Directed by: Quinn Shephard

Premise: A woman (Zoey Deutch) poses as a survivor of a terrorist attack. She achieves fame and fortune and later befriends a young mass shooting survivor (Mia Isaac).

What Works: Not Okay is one of the best uses of actress Zoey Deutch. She has a talent for playing vapid and self-absorbed people as well as an ability to make unlikable characters watchable. Deutch’s character begins the movie as a woman whose life is going nowhere. She is very online and her deceit initially comes from a relatable place; she just wants to be seen and creates an online profile that is more exciting than her daily life. But when the audience misconstrues her content to believe she was at the site of a terrorist bombing, Deutch’s character runs with it and that defines her character. Also impressive is Mia Isaac as an activist and the survivor of a mass shooting. Isaac is credible in the role; we can see the trauma and grief underneath her performance and the film dramatizes post-traumatic stress quite well. The heart of Not Okay is the friendship that blooms between Deutch and Isaac’s characters. The film has a lot of ideas but most vivid is its focus on genuine human connection over digital validation. The very end of Not Okay is noteworthy for the way it subverts conventions. White lie storylines usually end in the same way with the liar coming clean and being forgiven. Not Okay subverts that cliché. In doing so, the filmmakers question the implicit ethos of the white lie narrative and whose stories we are really important.

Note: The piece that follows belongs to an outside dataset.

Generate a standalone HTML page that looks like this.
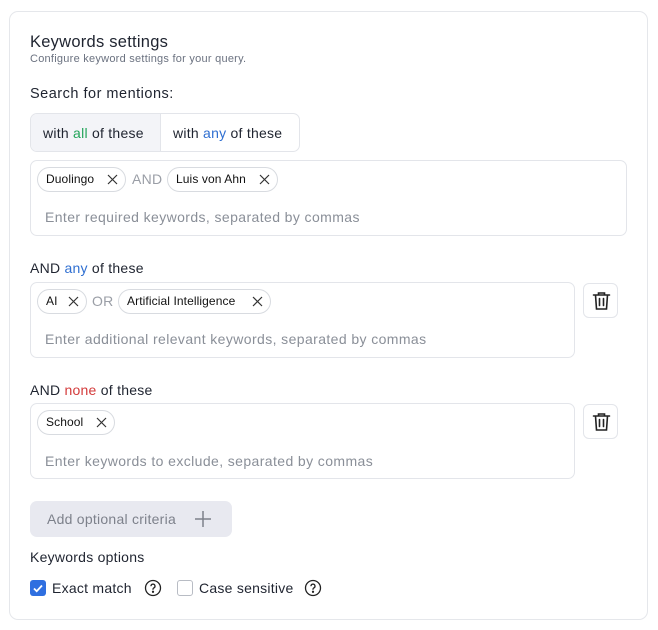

What Doesn’t: Not Okay reiterates the white lie storyline that we’ve seen many times before with little innovation or deviation. The film shifts inelegantly between different tones. Not Okay begins as a full-fledged satire in the spirit of Election and To Die For and it occasionally shifts back into that mode but with increasing dissonance. Instead, the movie becomes much more of a straightforward drama as it focuses on the activism of Isaac’s character and the very real implications of gun violence. Not Okay’s tonal incoherence undermines whatever the filmmakers are trying to say about online fame or contemporary activism. The picture does not offer much insight and the edge is worn off of its satire.

DVD extras: On Hulu.

Bottom Line: Not Okay is a frustrating movie because there are many elements in it that are very good, namely the performances by Zoey Deutch and Mia Isaac. But these parts never come together to form a coherent whole. Similar stories of media fame were done better in Ingrid Goes West and World’s Greatest Dad.